-- START MATERIAL PROVIDED --

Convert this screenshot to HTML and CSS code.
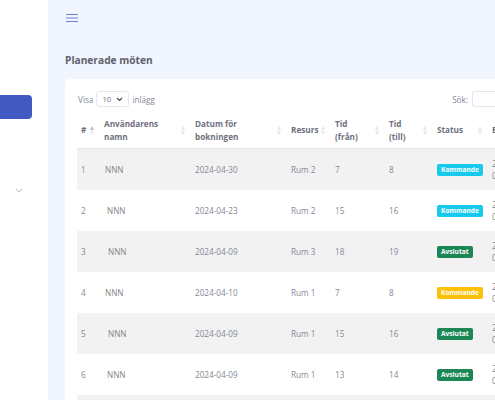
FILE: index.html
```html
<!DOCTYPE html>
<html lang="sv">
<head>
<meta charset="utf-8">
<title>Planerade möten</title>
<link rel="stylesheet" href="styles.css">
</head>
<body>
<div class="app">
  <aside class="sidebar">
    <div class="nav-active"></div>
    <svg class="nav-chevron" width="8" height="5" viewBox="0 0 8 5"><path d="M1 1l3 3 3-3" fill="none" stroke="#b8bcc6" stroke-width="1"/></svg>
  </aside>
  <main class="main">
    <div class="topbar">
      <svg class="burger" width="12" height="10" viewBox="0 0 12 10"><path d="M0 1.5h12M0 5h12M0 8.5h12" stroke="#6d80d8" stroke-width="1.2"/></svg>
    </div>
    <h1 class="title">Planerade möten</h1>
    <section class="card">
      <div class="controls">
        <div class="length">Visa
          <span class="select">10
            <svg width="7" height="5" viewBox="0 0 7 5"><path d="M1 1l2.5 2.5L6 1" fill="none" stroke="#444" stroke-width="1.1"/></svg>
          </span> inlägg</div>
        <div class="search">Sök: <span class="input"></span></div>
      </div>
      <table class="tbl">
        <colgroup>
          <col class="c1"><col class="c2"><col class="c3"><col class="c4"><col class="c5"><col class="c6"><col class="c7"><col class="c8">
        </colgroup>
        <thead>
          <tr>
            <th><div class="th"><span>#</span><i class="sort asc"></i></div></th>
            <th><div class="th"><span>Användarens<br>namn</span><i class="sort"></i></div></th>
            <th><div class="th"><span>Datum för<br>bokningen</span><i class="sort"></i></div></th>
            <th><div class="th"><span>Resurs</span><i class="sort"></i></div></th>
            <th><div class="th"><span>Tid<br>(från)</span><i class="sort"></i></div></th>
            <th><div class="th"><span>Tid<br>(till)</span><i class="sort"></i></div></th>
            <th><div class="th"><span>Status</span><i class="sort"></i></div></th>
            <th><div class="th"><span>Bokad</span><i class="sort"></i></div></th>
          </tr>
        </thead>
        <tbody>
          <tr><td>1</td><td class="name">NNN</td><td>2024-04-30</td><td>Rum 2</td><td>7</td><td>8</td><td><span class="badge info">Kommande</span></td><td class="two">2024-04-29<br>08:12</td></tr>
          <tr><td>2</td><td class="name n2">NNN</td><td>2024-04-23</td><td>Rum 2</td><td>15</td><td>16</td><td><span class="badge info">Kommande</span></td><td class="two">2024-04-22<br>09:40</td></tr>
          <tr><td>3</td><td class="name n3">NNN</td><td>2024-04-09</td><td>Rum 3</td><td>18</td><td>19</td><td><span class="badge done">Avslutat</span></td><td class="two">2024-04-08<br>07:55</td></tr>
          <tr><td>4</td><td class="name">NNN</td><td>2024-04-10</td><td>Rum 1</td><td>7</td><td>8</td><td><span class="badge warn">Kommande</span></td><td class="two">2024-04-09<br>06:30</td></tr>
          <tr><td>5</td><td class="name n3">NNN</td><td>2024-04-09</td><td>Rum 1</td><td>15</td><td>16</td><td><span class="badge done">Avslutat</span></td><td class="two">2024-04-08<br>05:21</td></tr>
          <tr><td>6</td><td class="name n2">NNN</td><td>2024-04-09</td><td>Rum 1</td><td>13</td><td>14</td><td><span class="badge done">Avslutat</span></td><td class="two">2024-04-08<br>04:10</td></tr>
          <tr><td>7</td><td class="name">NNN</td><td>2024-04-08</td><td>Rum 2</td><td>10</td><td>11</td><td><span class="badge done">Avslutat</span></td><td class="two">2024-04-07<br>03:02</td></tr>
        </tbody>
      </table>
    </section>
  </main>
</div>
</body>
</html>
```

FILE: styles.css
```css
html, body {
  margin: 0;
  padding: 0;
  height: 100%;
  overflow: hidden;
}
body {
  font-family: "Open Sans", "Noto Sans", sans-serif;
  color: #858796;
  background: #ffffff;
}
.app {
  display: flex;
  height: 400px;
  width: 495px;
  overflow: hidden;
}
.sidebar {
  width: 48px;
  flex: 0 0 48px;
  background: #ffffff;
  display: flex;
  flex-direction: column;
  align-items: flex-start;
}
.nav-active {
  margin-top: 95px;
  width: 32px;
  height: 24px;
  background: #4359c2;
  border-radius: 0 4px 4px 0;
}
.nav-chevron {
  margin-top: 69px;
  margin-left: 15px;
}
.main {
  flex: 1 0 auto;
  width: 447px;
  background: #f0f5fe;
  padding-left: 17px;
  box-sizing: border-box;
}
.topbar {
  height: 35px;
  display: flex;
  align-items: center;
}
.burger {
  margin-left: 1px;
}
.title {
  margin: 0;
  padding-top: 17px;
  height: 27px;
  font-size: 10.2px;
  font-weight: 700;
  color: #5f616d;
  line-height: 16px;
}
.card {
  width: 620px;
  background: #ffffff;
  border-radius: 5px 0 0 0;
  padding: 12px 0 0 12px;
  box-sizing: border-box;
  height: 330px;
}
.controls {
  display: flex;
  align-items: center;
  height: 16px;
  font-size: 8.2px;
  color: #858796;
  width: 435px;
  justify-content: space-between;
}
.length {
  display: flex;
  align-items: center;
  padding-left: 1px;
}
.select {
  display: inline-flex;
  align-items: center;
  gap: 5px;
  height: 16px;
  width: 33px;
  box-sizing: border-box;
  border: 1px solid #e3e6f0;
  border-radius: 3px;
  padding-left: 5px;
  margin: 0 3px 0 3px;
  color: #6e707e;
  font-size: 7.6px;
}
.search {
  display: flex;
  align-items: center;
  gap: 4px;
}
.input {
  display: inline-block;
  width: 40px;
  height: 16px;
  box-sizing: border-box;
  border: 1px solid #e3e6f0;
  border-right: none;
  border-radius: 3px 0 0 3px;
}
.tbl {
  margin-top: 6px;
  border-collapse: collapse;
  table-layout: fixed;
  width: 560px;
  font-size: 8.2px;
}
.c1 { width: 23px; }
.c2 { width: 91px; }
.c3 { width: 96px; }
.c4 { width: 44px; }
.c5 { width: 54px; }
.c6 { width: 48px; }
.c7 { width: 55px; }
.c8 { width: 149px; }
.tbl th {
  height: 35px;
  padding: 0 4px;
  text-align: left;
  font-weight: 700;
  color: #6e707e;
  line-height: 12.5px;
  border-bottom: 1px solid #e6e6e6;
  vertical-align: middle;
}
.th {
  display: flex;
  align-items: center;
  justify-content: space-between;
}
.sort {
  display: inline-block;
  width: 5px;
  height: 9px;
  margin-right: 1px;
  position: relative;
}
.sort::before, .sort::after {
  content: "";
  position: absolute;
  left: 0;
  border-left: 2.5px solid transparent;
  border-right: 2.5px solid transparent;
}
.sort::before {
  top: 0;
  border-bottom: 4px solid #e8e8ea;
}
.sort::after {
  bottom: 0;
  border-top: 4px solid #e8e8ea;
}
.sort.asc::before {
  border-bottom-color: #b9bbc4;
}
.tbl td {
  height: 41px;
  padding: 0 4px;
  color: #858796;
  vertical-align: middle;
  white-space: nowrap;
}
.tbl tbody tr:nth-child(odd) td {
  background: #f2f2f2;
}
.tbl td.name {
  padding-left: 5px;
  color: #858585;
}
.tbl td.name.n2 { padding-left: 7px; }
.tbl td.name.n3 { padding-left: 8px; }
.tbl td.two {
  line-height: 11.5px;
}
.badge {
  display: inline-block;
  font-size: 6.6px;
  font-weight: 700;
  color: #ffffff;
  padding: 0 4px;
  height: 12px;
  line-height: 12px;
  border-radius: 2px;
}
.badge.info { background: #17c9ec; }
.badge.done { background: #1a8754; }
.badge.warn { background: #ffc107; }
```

-- END MATERIAL PROVIDED --

WORK TO COMPLETE
Leave out the pictures and copy the rest of the material above exactly.

EXERCISE ANSWER
Convert this screenshot to HTML and CSS code.
FILE: index.html
```html
<!DOCTYPE html>
<html lang="sv">
<head>
<meta charset="utf-8">
<title>Planerade möten</title>
<link rel="stylesheet" href="styles.css">
</head>
<body>
<div class="app">
  <aside class="sidebar">
    <div class="nav-active"></div>
    <svg class="nav-chevron" width="8" height="5" viewBox="0 0 8 5"><path d="M1 1l3 3 3-3" fill="none" stroke="#b8bcc6" stroke-width="1"/></svg>
  </aside>
  <main class="main">
    <div class="topbar">
      <svg class="burger" width="12" height="10" viewBox="0 0 12 10"><path d="M0 1.5h12M0 5h12M0 8.5h12" stroke="#6d80d8" stroke-width="1.2"/></svg>
    </div>
    <h1 class="title">Planerade möten</h1>
    <section class="card">
      <div class="controls">
        <div class="length">Visa
          <span class="select">10
            <svg width="7" height="5" viewBox="0 0 7 5"><path d="M1 1l2.5 2.5L6 1" fill="none" stroke="#444" stroke-width="1.1"/></svg>
          </span> inlägg</div>
        <div class="search">Sök: <span class="input"></span></div>
      </div>
      <table class="tbl">
        <colgroup>
          <col class="c1"><col class="c2"><col class="c3"><col class="c4"><col class="c5"><col class="c6"><col class="c7"><col class="c8">
        </colgroup>
        <thead>
          <tr>
            <th><div class="th"><span>#</span><i class="sort asc"></i></div></th>
            <th><div class="th"><span>Användarens<br>namn</span><i class="sort"></i></div></th>
            <th><div class="th"><span>Datum för<br>bokningen</span><i class="sort"></i></div></th>
            <th><div class="th"><span>Resurs</span><i class="sort"></i></div></th>
            <th><div class="th"><span>Tid<br>(från)</span><i class="sort"></i></div></th>
            <th><div class="th"><span>Tid<br>(till)</span><i class="sort"></i></div></th>
            <th><div class="th"><span>Status</span><i class="sort"></i></div></th>
            <th><div class="th"><span>Bokad</span><i class="sort"></i></div></th>
          </tr>
        </thead>
        <tbody>
          <tr><td>1</td><td class="name">NNN</td><td>2024-04-30</td><td>Rum 2</td><td>7</td><td>8</td><td><span class="badge info">Kommande</span></td><td class="two">2024-04-29<br>08:12</td></tr>
          <tr><td>2</td><td class="name n2">NNN</td><td>2024-04-23</td><td>Rum 2</td><td>15</td><td>16</td><td><span class="badge info">Kommande</span></td><td class="two">2024-04-22<br>09:40</td></tr>
          <tr><td>3</td><td class="name n3">NNN</td><td>2024-04-09</td><td>Rum 3</td><td>18</td><td>19</td><td><span class="badge done">Avslutat</span></td><td class="two">2024-04-08<br>07:55</td></tr>
          <tr><td>4</td><td class="name">NNN</td><td>2024-04-10</td><td>Rum 1</td><td>7</td><td>8</td><td><span class="badge warn">Kommande</span></td><td class="two">2024-04-09<br>06:30</td></tr>
          <tr><td>5</td><td class="name n3">NNN</td><td>2024-04-09</td><td>Rum 1</td><td>15</td><td>16</td><td><span class="badge done">Avslutat</span></td><td class="two">2024-04-08<br>05:21</td></tr>
          <tr><td>6</td><td class="name n2">NNN</td><td>2024-04-09</td><td>Rum 1</td><td>13</td><td>14</td><td><span class="badge done">Avslutat</span></td><td class="two">2024-04-08<br>04:10</td></tr>
          <tr><td>7</td><td class="name">NNN</td><td>2024-04-08</td><td>Rum 2</td><td>10</td><td>11</td><td><span class="badge done">Avslutat</span></td><td class="two">2024-04-07<br>03:02</td></tr>
        </tbody>
      </table>
    </section>
  </main>
</div>
</body>
</html>
```

FILE: styles.css
```css
html, body {
  margin: 0;
  padding: 0;
  height: 100%;
  overflow: hidden;
}
body {
  font-family: "Open Sans", "Noto Sans", sans-serif;
  color: #858796;
  background: #ffffff;
}
.app {
  display: flex;
  height: 400px;
  width: 495px;
  overflow: hidden;
}
.sidebar {
  width: 48px;
  flex: 0 0 48px;
  background: #ffffff;
  display: flex;
  flex-direction: column;
  align-items: flex-start;
}
.nav-active {
  margin-top: 95px;
  width: 32px;
  height: 24px;
  background: #4359c2;
  border-radius: 0 4px 4px 0;
}
.nav-chevron {
  margin-top: 69px;
  margin-left: 15px;
}
.main {
  flex: 1 0 auto;
  width: 447px;
  background: #f0f5fe;
  padding-left: 17px;
  box-sizing: border-box;
}
.topbar {
  height: 35px;
  display: flex;
  align-items: center;
}
.burger {
  margin-left: 1px;
}
.title {
  margin: 0;
  padding-top: 17px;
  height: 27px;
  font-size: 10.2px;
  font-weight: 700;
  color: #5f616d;
  line-height: 16px;
}
.card {
  width: 620px;
  background: #ffffff;
  border-radius: 5px 0 0 0;
  padding: 12px 0 0 12px;
  box-sizing: border-box;
  height: 330px;
}
.controls {
  display: flex;
  align-items: center;
  height: 16px;
  font-size: 8.2px;
  color: #858796;
  width: 435px;
  justify-content: space-between;
}
.length {
  display: flex;
  align-items: center;
  padding-left: 1px;
}
.select {
  display: inline-flex;
  align-items: center;
  gap: 5px;
  height: 16px;
  width: 33px;
  box-sizing: border-box;
  border: 1px solid #e3e6f0;
  border-radius: 3px;
  padding-left: 5px;
  margin: 0 3px 0 3px;
  color: #6e707e;
  font-size: 7.6px;
}
.search {
  display: flex;
  align-items: center;
  gap: 4px;
}
.input {
  display: inline-block;
  width: 40px;
  height: 16px;
  box-sizing: border-box;
  border: 1px solid #e3e6f0;
  border-right: none;
  border-radius: 3px 0 0 3px;
}
.tbl {
  margin-top: 6px;
  border-collapse: collapse;
  table-layout: fixed;
  width: 560px;
  font-size: 8.2px;
}
.c1 { width: 23px; }
.c2 { width: 91px; }
.c3 { width: 96px; }
.c4 { width: 44px; }
.c5 { width: 54px; }
.c6 { width: 48px; }
.c7 { width: 55px; }
.c8 { width: 149px; }
.tbl th {
  height: 35px;
  padding: 0 4px;
  text-align: left;
  font-weight: 700;
  color: #6e707e;
  line-height: 12.5px;
  border-bottom: 1px solid #e6e6e6;
  vertical-align: middle;
}
.th {
  display: flex;
  align-items: center;
  justify-content: space-between;
}
.sort {
  display: inline-block;
  width: 5px;
  height: 9px;
  margin-right: 1px;
  position: relative;
}
.sort::before, .sort::after {
  content: "";
  position: absolute;
  left: 0;
  border-left: 2.5px solid transparent;
  border-right: 2.5px solid transparent;
}
.sort::before {
  top: 0;
  border-bottom: 4px solid #e8e8ea;
}
.sort::after {
  bottom: 0;
  border-top: 4px solid #e8e8ea;
}
.sort.asc::before {
  border-bottom-color: #b9bbc4;
}
.tbl td {
  height: 41px;
  padding: 0 4px;
  color: #858796;
  vertical-align: middle;
  white-space: nowrap;
}
.tbl tbody tr:nth-child(odd) td {
  background: #f2f2f2;
}
.tbl td.name {
  padding-left: 5px;
  color: #858585;
}
.tbl td.name.n2 { padding-left: 7px; }
.tbl td.name.n3 { padding-left: 8px; }
.tbl td.two {
  line-height: 11.5px;
}
.badge {
  display: inline-block;
  font-size: 6.6px;
  font-weight: 700;
  color: #ffffff;
  padding: 0 4px;
  height: 12px;
  line-height: 12px;
  border-radius: 2px;
}
.badge.info { background: #17c9ec; }
.badge.done { background: #1a8754; }
.badge.warn { background: #ffc107; }
```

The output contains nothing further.